When you were seeing svchost generated ping request… was it actually using the ‘ping.exe’ executable? If so Ive never noticed, but I havent taken time to explorer everything cooky that Windows 7 does.
Hmm. It may be your Windows Live Service doing it since it is being blocked. Does the ping.exe show up in your logs if you all Windows Live to connect?
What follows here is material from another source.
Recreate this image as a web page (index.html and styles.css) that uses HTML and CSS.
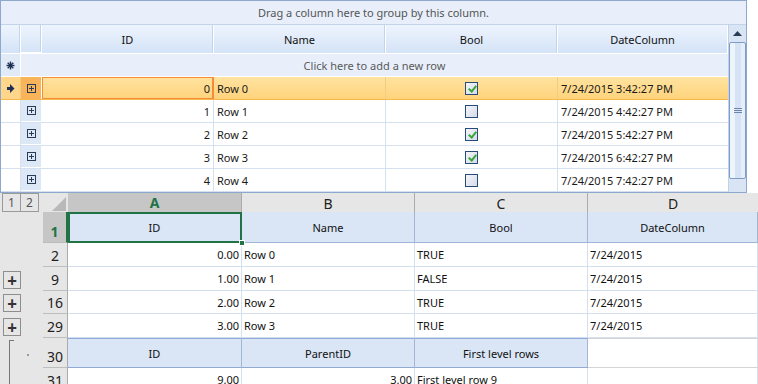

Ive seen this happen with annoying persistent executables… I only want to let them connect on my terms and block it then they try going out through everything else under the sun.
It hasn’t done it again in about 8 hrs… so guess ill just leave it at that… Thanks for the help all…
I Did disable Windows Live ID Sign-in Assistant… ( about 3 hrs ago… )… as i dont need it running… not sure if that stopped it or not…
its Not a huge deal… it just came after i was seeing ‘system’ respoding to port 445 requests from like Zimbabwe ( no disrespect to people from Zimbabwe!.. :)… so after blocking 445… i later saw the ping.exe request… as was like… wth… is my machine infected or something :p… rofls…
I’m not sure, but wonder if these pings to MS servers are not to check for updates for desktop Gadgets and system tray notifications as MS is using a polling pattern for the client/server content delivery and quoting MS
Polling means that the client checks with the service on a regular basis (for example, every 90 minutes) to see if there is new content.
I’ve found one of the causes, a scheduled task that will generate a ping on demand and matches the time-scale of the earlier log entries. Just two echo requests, no replies.
It interesting to me because I am running Windows 7 x64 with Comodo in the strictess setting (alerting set to highest also) and I installed with “Do NOT show alerts that request security decisions” unchecked. In addition to this being a fresh install, with all but 4 vendors being removed from Trusted and very few allow rules. I have still yet to see ping.exe try to connect or anything try to connect on 123.
Just had a thought, depending on how you have Defense+ setup… you should have initially got warnings that “blahblahblah.exe was attempting to execute ping.exe” This would definitely tell you what was causing. Try checking your Defense+ logs since your firewall log will only show that ping.exe attempted to make the connection.
Apologies, I think there’s a slight misunderstanding. When this occurs ‘naturally’ there’s often two events back to back, A svchost UDP out on 123, immediately preceded and often followed by a ping to the same address. The ntp connection is raised by W32time but it’s not a time synchronisation in the conventional sense, as these events occur outside the standard Sunday morning time frame, the packets and address used are different and will vary based on geography. I also have my time synchronisation set to pool.ntp.org and not Microsoft.
Although I found a scheduled event that causes a ping on demand, if memory serves, the ‘naturally’ occurring events tend to have a different time frame and I’m still not sure what the cause of these are. The fact that time appears to be involved does suggest it’s a time sensitive event.
I don’t use HIPS or ‘real-time’ AV, just the firewall, set to Custom Policy with Alerts on Very high, all default settings removed.
Interestingly, I was just playing around with the scheduled event that generates the ping but I changed the time synchronisation source to time.nist.gov, low and behold an ntp request and a ping.
Just for interest, turned on D+ and the sandbox, no alerts generated in safe mode but in paranoid mode ;D which pretty much explains everything…
Thats really interesting. From your log it looks like taskhost.exe is executing sdiagnhost.exe which in turn executes ping. And it looks like it has to do with certificates similar to what you said in a earlier post. More interesting is that these events are not happening on my system. Infact, as far as Comodo knows, sdiagnhost.exe has never even run.